Argentina's Claim Over the Falkland Islands Is Legitimate

In her letter, the Argentinian president accuses Britain of having taken possession of the islands - known in Argentina as Las Malvinas - in a "blatant exercise of 19th century colonialism." Any objective rendering of the history of the Falklands reveals that she is right.

The longstanding dispute over the sovereignty of the Falkland Islands in the South Atlantic between Britain and Argentina is once again in the news; this time as a result of an open letter to David Cameron from Argentina's president Cristina Fernandez de Kirchner, published in the Guardian. In her letter, the Argentinian president accuses Britain of having taken possession of the islands - known in Argentina as Las Malvinas - in a "blatant exercise of 19th century colonialism."

Any objective rendering of the history of the Falklands reveals that she is right.

Located 300 miles from Argentina and over 8,000 miles from Britain, the Falkland Islands have long been the subject of territorial dispute. At the beginning of the 19th-century Spain held sovereignty over the islands, occupying them for 40 years up until 1811, after which its former colony of Argentina asserted sovereignty. The islands came under British control in 1833, when seized by force, and have remained a British territory ever since.

Britain's act of colonialism over its seizure of the islands has been admitted to in private by various British officials over time. For example, John Troutbeck, then head of the FCO's American department, outlined the problem surrounding Britain's control of the Falklands in a memo in 1936. He wrote that "our seizure of the Falkland Islands in 1833 was so arbitrary a procedure as judged by the ideology of the present day. It is therefore not easy to explain our possession without showing ourselves up as international bandits."

In 1982 the war against the then Argentinian government's attempt to seize back the islands by force cost the lives of 258 British and over 600 Argentinian servicemen. It proved a turning point in the fortunes of the nascent and up to then deeply unpopular Tory government led by Margaret Thatcher. Jingoism swept the country, allowing Thatcher to press ahead with the structural adjustment of the UK economy, which in the process devastated working class communities and delivered a resounding defeat to the trade union movement over the course of a series of hard fought strikes and industrial disputes throughout the early and mid 1980s.

Yet what we know now, thanks to recently released government papers, is that Thatcher's projection of steely determination when it came to asserting Britain's right to the islands by force in truth belied a willingness to seek a diplomatic solution with the Argentinians prior to their military assault.

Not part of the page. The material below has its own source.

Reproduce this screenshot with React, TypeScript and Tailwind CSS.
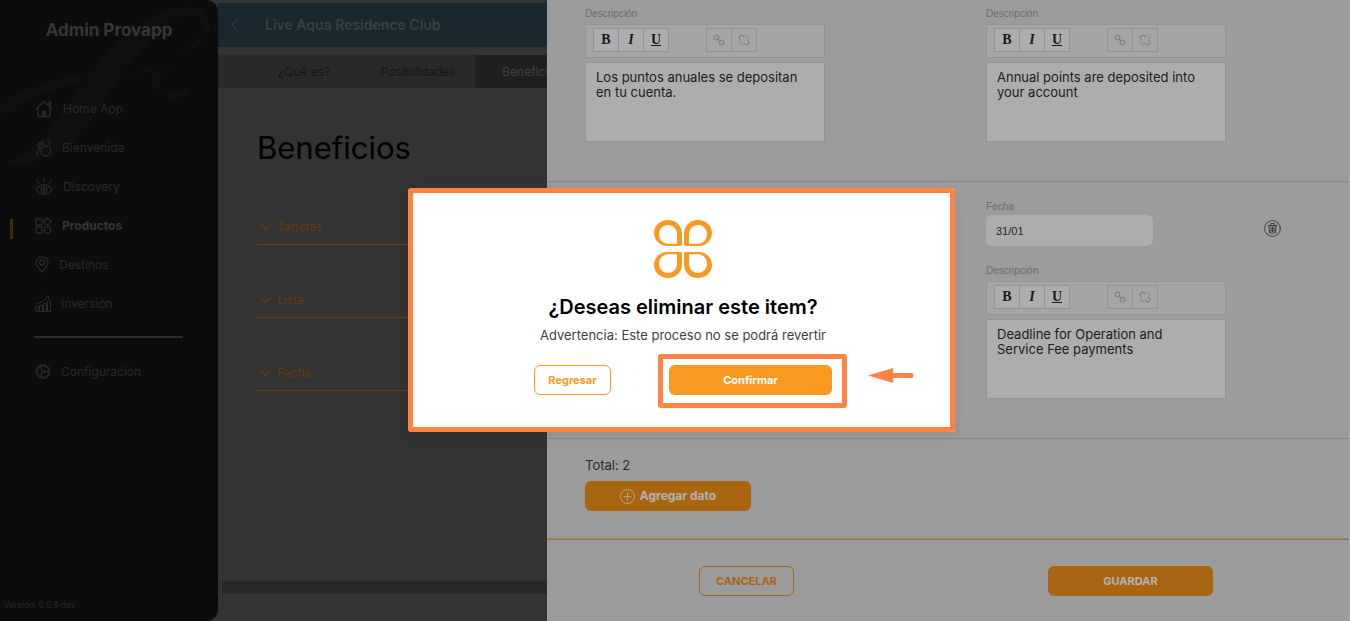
import { useId, useState } from "react"
import type { ReactNode } from "react"

const iconProps = {
  fill: "none",
  stroke: "currentColor",
  strokeWidth: 1.3,
  strokeLinecap: "round",
  strokeLinejoin: "round",
  "aria-hidden": true,
} as const

const HomeIcon = () => (
  <svg width="18" height="18" viewBox="0 0 18 18" {...iconProps}>
    <path d="M1 9 9 1.500 17 9M3 8v8.500h12V8M14 5.500V1.500h1.500v5" />
    <path d="M7.500 16.500v-5h3v5z" fill="currentColor" />
  </svg>
)

const HandIcon = () => (
  <svg width="17" height="18" viewBox="0 0 17 18" {...iconProps} strokeWidth={1.1}>
    <path d="M7.800 9.500 4.700 4.300c-.5-1 .8-1.700 1.400-.8L9.300 8.500 6.500 3.300c-.5-1 .9-1.700 1.400-.8l3.400 5.300c.6.900 1 .5.900-.4-.2-1.300 1.600-1.600 2-.3l1.300 4.200c.7 2.600-.8 4.700-3.200 5.300-2.300.6-4.400-.2-5.700-2.200L3.300 9.300c-.5-1 .7-1.700 1.400-.8L7 11.500M6.500 10.500 3.300 5.800c-.6-1 .7-1.700 1.400-.8" />
    <path d="M12.500 2c1.200.3 2 1.100 2.300 2.300M14.800 1.200l.8.8M1.300 12.300c.5 1.300 1.300 2.100 2.500 2.500M.9 15l1 1" />
  </svg>
)

const EyeIcon = () => (
  <svg width="18" height="18" viewBox="0 0 18 18" {...iconProps}>
    <path d="M1 11.500c2-3 4.700-4.800 8-4.800s6 1.800 8 4.800c-2 3-4.700 4.800-8 4.800S3 14.500 1 11.500zM9 1.200v3M2 2.700l2 2.500M16 2.700l-2 2.500" />
    <circle cx="9" cy="11.500" r="2.900" />
    <circle cx="9" cy="11.500" r=".8" />
  </svg>
)

const ProductsIcon = () => (
  <svg width="17" height="17" viewBox="0 0 17 17" {...iconProps} stroke="#292929">
    <rect x="1" y="2" width="6" height="6" rx="1" />
    <rect x="1" y="10" width="6" height="6" rx="1" />
    <rect x="9.500" y="10" width="6" height="6" rx="1" />
    <path d="m12.300.8 3.900 3.900-3.900 3.900-3.900-3.900z" />
  </svg>
)

const PinIcon = () => (
  <svg width="14" height="17" viewBox="0 0 14 17" {...iconProps}>
    <path d="M7 16C4 13 1 9.800 1 6.800a6 6 0 0 1 12 0C13 9.800 10 13 7 16z" />
    <circle cx="7" cy="6.500" r="2.500" />
  </svg>
)

const InvestIcon = () => (
  <svg width="16" height="17" viewBox="0 0 16 17" {...iconProps} strokeWidth={1}>
    <path d="M.5 16.500v-5h3v5M4.500 16.500v-6h3v6M8.500 16.500V8.500h3v8M12.500 16.500V5.500h3v11zM.5 16.500h15M.5 8.500C6 8 10 5.500 13.500 1.200M11 1h2.700v2.700" />
  </svg>
)

const GearIcon = () => (
  <svg width="16" height="17" viewBox="0 0 16 16" {...iconProps}>
    <circle cx="8" cy="8" r="7.200" strokeWidth={1} strokeDasharray="1.500 1.300" />
    <circle cx="8" cy="8" r="6" />
    <circle cx="8" cy="8" r="1.600" />
    <path d="M9.600 8H14M7.200 6.600 5 2.800M7.200 9.400 5 13.200" />
  </svg>
)

const menuItems = [
  { label: "Home App", icon: HomeIcon },
  { label: "Bienvenida", icon: HandIcon },
  { label: "Discovery", icon: EyeIcon },
  { label: "Productos", icon: ProductsIcon },
  { label: "Destinos", icon: PinIcon },
  { label: "Inversión", icon: InvestIcon },
]

const tabs = ["¿Qué es?", "Posibilidades", "Beneficios"]

const sections = ["Tarjetas", "Lista", "Fecha"]

function Sidebar() {
  return (
    <aside className="relative z-10 flex w-[218px] shrink-0 flex-col overflow-hidden rounded-r-xl bg-[#0c0c0c] text-[#292929]">
      <svg
        className="absolute top-0 left-0"
        width="218"
        height="170"
        viewBox="0 0 218 170"
        fill="#0f0f0f"
        aria-hidden="true"
      >
        <path d="M0 162c26-2 42-22 62-50 22-32 44-62 72-84 22-16 44-24 62-20 14 4 17 18 10 30-7 10-18 16-29 15 13-4 22-13 25-23 3-13-7-18-22-12-22 9-42 34-64 66-20 30-36 56-58 69-18 10-38 12-58 9z" />
        <path d="M0 104c22-15 52-26 87-30l-6 9c-33 6-60 19-81 38z" />
        <path d="M119 81c15-10 32-17 56-17-12 4-17 12-15 20 3 8 15 11 27 4 3-1 4 2 1 6-8 9-26 5-33-5-5-7-4-13-2-17-12 1-23 4-34 9z" />
      </svg>
      <h2 className="relative mt-[17px] text-center text-[17px] leading-[26px] font-bold text-[#363636]">
        Admin Provapp
      </h2>
      <nav className="relative mt-[46px] flex flex-col text-xs">
        {menuItems.map((item) => {
          const Icon = item.icon
          const active = item.label === "Productos"
          return (
            <a
              key={item.label}
              href="#"
              className={`relative flex h-[39px] items-center gap-2.5 pl-[35px] ${
                active ? "font-bold text-[#363636]" : ""
              }`}
            >
              {active && <span className="absolute top-[13px] left-2.5 h-5 w-[3px] bg-[#452703]" />}
              <Icon />
              {item.label}
            </a>
          )
        })}
        <hr className="mt-[13px] mr-[35px] mb-3.5 ml-[34px] border-t-2 border-[#2b2b2b]" />
        <a href="#" className="flex h-[39px] items-center gap-2.5 pl-[35px]">
          <GearIcon />
          Configuración
        </a>
      </nav>
      <p className="mt-auto mb-2 ml-1 font-['Roboto',sans-serif] text-[9px] leading-4">
        Versión: 0.0.9-dev
      </p>
    </aside>
  )
}

function ProductPage() {
  return (
    <main className="flex min-w-0 flex-1 flex-col overflow-hidden pt-[3px]">
      <header className="flex h-11 items-center bg-[#19272e] text-[#383f42]">
        <button aria-label="Volver" className="w-[47px] pl-3">
          <svg width="10" height="12" viewBox="0 0 10 12" {...iconProps} strokeWidth={1}>
            <path d="M7.500.5 2 6l5.500 5.500" />
          </svg>
        </button>
        <p className="text-sm font-semibold">Live Aqua Residence Club</p>
      </header>
      <div className="mt-2 flex h-[33px] bg-[#292929] pl-[29px] text-xs">
        {tabs.map((tab) => (
          <button
            key={tab}
            className={`w-[114px] ${
              tab === "Beneficios" ? "bg-[#1f1f1f] text-[#3f3f3f]" : "text-[#151515]"
            }`}
          >
            {tab}
          </button>
        ))}
      </div>
      <h1 className="mt-10 ml-[39px] text-[31px] leading-10 text-black">Beneficios</h1>
      <div className="mt-1 ml-[39px]">
        {sections.map((section) => (
          <button
            key={section}
            className="flex h-[73px] w-full items-end gap-1.5 border-b border-[#6b3e0b] pb-[9px] pl-[3px] text-xs leading-4 text-[#65390a]"
          >
            <svg width="11" height="16" viewBox="0 0 11 16" {...iconProps}>
              <path d="m.7 5.500 4.800 5 4.800-5" />
            </svg>
            {section}
          </button>
        ))}
      </div>
      <div className="mt-auto mb-[27px] ml-1 h-[13px] bg-[#292929]" />
    </main>
  )
}

function ToolButton({ label, children }: { label: string; children: ReactNode }) {
  return (
    <button
      aria-label={label}
      className="-ml-px flex h-6 w-[26px] items-center justify-center border border-[#949494] bg-[#adadad] font-['Liberation_Serif',serif] text-sm leading-none font-bold text-[#1a1a1a] disabled:bg-transparent disabled:text-[#848484]"
      disabled={label === "Enlace" || label === "Quitar enlace"}
    >
      {children}
    </button>
  )
}

function RichEditor({ text }: { text: string }) {
  const id = useId()
  const [value, setValue] = useState(text)
  return (
    <div className="w-60">
      <label htmlFor={id} className="block font-['Liberation_Sans',sans-serif] text-[10px] leading-4 text-[#6c6c6c]">
        Descripción
      </label>
      <div className="mt-0.5 flex h-[34px] gap-[38px] border border-[#949494] bg-[#a5a5a5] pt-[3px] pl-2">
        <div className="flex">
          <ToolButton label="Negrita">B</ToolButton>
          <ToolButton label="Cursiva">
            <i>I</i>
          </ToolButton>
          <ToolButton label="Subrayado">
            <u>U</u>
          </ToolButton>
        </div>
        <div className="flex">
          <ToolButton label="Enlace">
            <svg width="12" height="12" viewBox="0 0 12 12" {...iconProps}>
              <circle cx="3.500" cy="3.500" r="2.300" />
              <circle cx="8.500" cy="8.500" r="2.300" />
              <path d="m4.500 4.500 3 3" />
            </svg>
          </ToolButton>
          <ToolButton label="Quitar enlace">
            <svg width="12" height="12" viewBox="0 0 12 12" {...iconProps}>
              <path d="M2 5.500C0 3 3 0 5.200 1.800L6 2.800M6 9.200l1 1c2.300 1.800 5-1 3.300-3.200l-1-1" />
              <path d="M1 8h2M1.500 10.500 3 9.200M4.500 9.500v2M7.500.5v1.700M9 3l1.500-1.500M9.700 4.200h1.800" strokeWidth={0.7} />
            </svg>
          </ToolButton>
        </div>
      </div>
      <textarea
        id={id}
        value={value}
        onChange={(e) => setValue(e.target.value)}
        className="mt-1 block h-20 w-full resize-none border border-[#949494] bg-[#adadad] py-[7px] pr-4 pl-2.5 text-[13px] leading-[15px] text-[#1c1c1c] outline-none"
      />
    </div>
  )
}

function EditDrawer() {
  const [date, setDate] = useState("31/01")
  return (
    <section className="absolute inset-y-0 right-0 left-[547px] z-20 flex flex-col border-r border-[#a8a8a8] bg-[#9c9c9c]">
      <div className="grid grid-cols-2 border-b border-[#868686] pt-1.5 pb-[39px]">
        <div className="pl-[38px]">
          <RichEditor text="Los puntos anuales se depositan en tu cuenta." />
        </div>
        <div className="pl-[38px]">
          <RichEditor text="Annual points are deposited into your account" />
        </div>
      </div>

      <div className="grid grid-cols-2 border-b border-[#868686] pt-[17px] pb-[39px]">
        <div className="col-start-2 flex items-start pl-[38px]">
          <div className="w-60">
            <label htmlFor="fecha" className="block font-['Liberation_Sans',sans-serif] text-[10px] leading-4 text-[#6c6c6c]">
              Fecha
            </label>
            <input
              id="fecha"
              value={date}
              onChange={(e) => setDate(e.target.value)}
              className="mb-[17px] block h-[31px] w-[167px] rounded-md bg-[#adadad] px-2.5 font-['Liberation_Sans',sans-serif] text-[11px] text-[#262626] outline-none"
            />
            <RichEditor text="Deadline for Operation and Service Fee payments" />
          </div>
          <button aria-label="Eliminar" className="mt-[21px] ml-[38px] text-[#3c3f42]">
            <svg width="17" height="17" viewBox="0 0 17 17" {...iconProps} strokeWidth={1}>
              <circle cx="8.500" cy="8.500" r="7.900" />
              <path d="M4 5.500h9M6.800 5.500v-2h3.400v2M5 5.500l.4 7.500h6.200l.4-7.500M7 7v4.500M8.500 7v4.500M10 7v4.500" />
            </svg>
          </button>
        </div>
      </div>

      <div className="border-b border-[#868686] pt-4 pb-[27px] pl-[38px]">
        <p className="text-[13px] leading-5 text-[#2a2a2a]">Total: 2</p>
        <button className="mt-1.5 flex h-[30px] w-[166px] items-center justify-center gap-[5px] rounded-md bg-[#a96612] text-xs font-bold text-[#b3b3b3]">
          <svg width="15" height="15" viewBox="0 0 15 15" {...iconProps} strokeWidth={0.8}>
            <circle cx="7.500" cy="7.500" r="7" />
            <path d="M7.500 4v7M4 7.500h7" />
          </svg>
          Agregar dato
        </button>
      </div>

      <footer className="flex justify-between border-t border-[#a9761f] pt-[26px] pr-[136px] pl-[152px] text-[11px] font-bold">
        <button className="h-[30px] w-[95px] rounded-md border border-[#a96612] text-[#a96612]">
          CANCELAR
        </button>
        <button className="h-[30px] w-[165px] rounded-md bg-[#a96612] text-[#b3b3b3]">GUARDAR</button>
      </footer>
    </section>
  )
}

function ConfirmDialog() {
  return (
    <div className="absolute inset-0 z-30 flex items-center justify-center pb-px pl-4">
      <div
        role="dialog"
        aria-labelledby="confirm-title"
        className="relative flex w-[544px] flex-col items-center rounded-[3px] bg-white pt-8 pb-[37px] shadow-[0_4px_16px_rgba(0,0,0,0.08)]"
      >
        <span className="pointer-events-none absolute inset-y-0 right-0 -left-[3px] rounded-[3px] border-5 border-[#ff8345]" />
        <svg width="58" height="58" viewBox="0 0 58 58" fill="#f9991f" fillRule="evenodd" aria-hidden="true">
          <defs>
            <path
              id="petal"
              d="M14 0C6 0 0 6 0 13s6 13 13 13h13q2 0 2-2V14C28 6 22 0 14 0zM14 5c-5 0-9 4-9 9.200S9 23.700 14 23.700h9V14c0-5-4-9-9-9z"
            />
          </defs>
          <use href="#petal" />
          <use href="#petal" transform="matrix(-1 0 0 1 58 0)" />
          <use href="#petal" transform="matrix(1 0 0 -1 0 58)" />
          <use href="#petal" transform="matrix(-1 0 0 -1 58 58)" />
        </svg>
        <h3 id="confirm-title" className="mt-[17px] text-xl leading-6 font-semibold text-black">
          ¿Deseas eliminar este item?
        </h3>
        <p className="mt-1.5 text-[13px] leading-5 text-[#3f3f3f]">
          Advertencia: Este proceso no se podrá revertir
        </p>
        <div className="mt-5 flex gap-[58px] text-[11px] font-bold">
          <button className="h-[30px] w-[77px] rounded-md border border-[#f9991f] text-[#f9991f]">
            Regresar
          </button>
          <div className="relative">
            <button className="h-[30px] w-[163px] rounded-md bg-[#f9991f] text-white">Confirmar</button>
            <span className="pointer-events-none absolute -top-[11px] -right-[15px] -bottom-[13px] -left-[11px] rounded-[3px] border-5 border-[#ff8345]" />
            <svg
              className="absolute top-[3px] left-[199px]"
              width="46"
              height="16"
              viewBox="0 0 46 16"
              fill="#ff8345"
              aria-hidden="true"
            >
              <path d="M0 7.500 25 0v5h18a2.500 2.500 0 0 1 0 5H25v5z" />
            </svg>
          </div>
        </div>
      </div>
    </div>
  )
}

export default function App() {
  return (
    <div className="relative flex min-h-screen overflow-hidden bg-[#333333] font-['Inter',sans-serif]">
      <Sidebar />
      <ProductPage />
      <EditDrawer />
      <ConfirmDialog />
    </div>
  )
}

The argument against British sovereignty of the Falklands was harder to make in 1982. Back then Argentina was governed by a brutal military junta which had ruthlessly suppressed any and all dissent to its authority at home. Three decades on, however, the situation is markedly different. Argentina is now a centre-left democracy, one of a series of progressive governments that have swept the region over the past decade or so, and is pursuing its claim via diplomatic means. Moreover, her claim is supported by its neighbours and fellow members of Mercosur, the trading bloc of South American states.

Regardless, the current British government refuses to negotiate, citing the democratic rights of the 3,000 British citizens who currently inhabit them. It should be noted here that according to a census carried out on the Falkland Islands in 2006 only a third of its residents were born there. It should also be noted that the same rights were not granted to the inhabitants of another distant British colony, the islands of Diego Garcia in the Indian Ocean. The islanders in question, Chagossians, were forcibly repatriated to Mauritius, a thousand miles away from their home, to make way for a US airbase in the mid 1960s. Subsequently, the islanders and their dependants fought and won a historic High Court judgement in 2000, declaring their expulsion illegal.

However, in response the then Blair government promptly rejected any possibility of them being allowed to return to the island, citing Britain's treaty with the US which had handed the islands over for use as a military airbase. That the former inhabitants of Diego Garcia happen to have dark skin while the 3,000 residents of the Falkland Islands are white, English speaking colonists, is of course completely irrelevant.

The truth is that when it comes to the Falklands self determination is being used as a smokescreen. The real issue is the sizeable oil and gas deposits located in waters close to the islands, where drilling began by British oil companies in 2011. In 1995 both countries signed a joint declaration to cooperate on off shore oil explorations in the South Atlantic. In 2007 Argentina voided the declaration because Britain refused to view it as a step towards meaningful negotiations over sovereignty.

Any British government must be aware that it risks precipitating a South American trade embargo if it continues with an obdurate and intransigent stance of refusing to budge from the status quo. This is a region which has emerged from centuries of European and North American domination and is determined to assert its rights accordingly. Seen in this light the ability of 3000 people living on a tiny group of islands in the South Atlantic to dictate the foreign policy of a nation of 60 million over 8000 miles away, up to and including war, is surely absurd.

The Falkland Islands constitute one of the last remnants of British colonialism, part of a history of economic piracy stained with the blood of millions who suffered as a consequence. The sooner this history is brought to a close the better.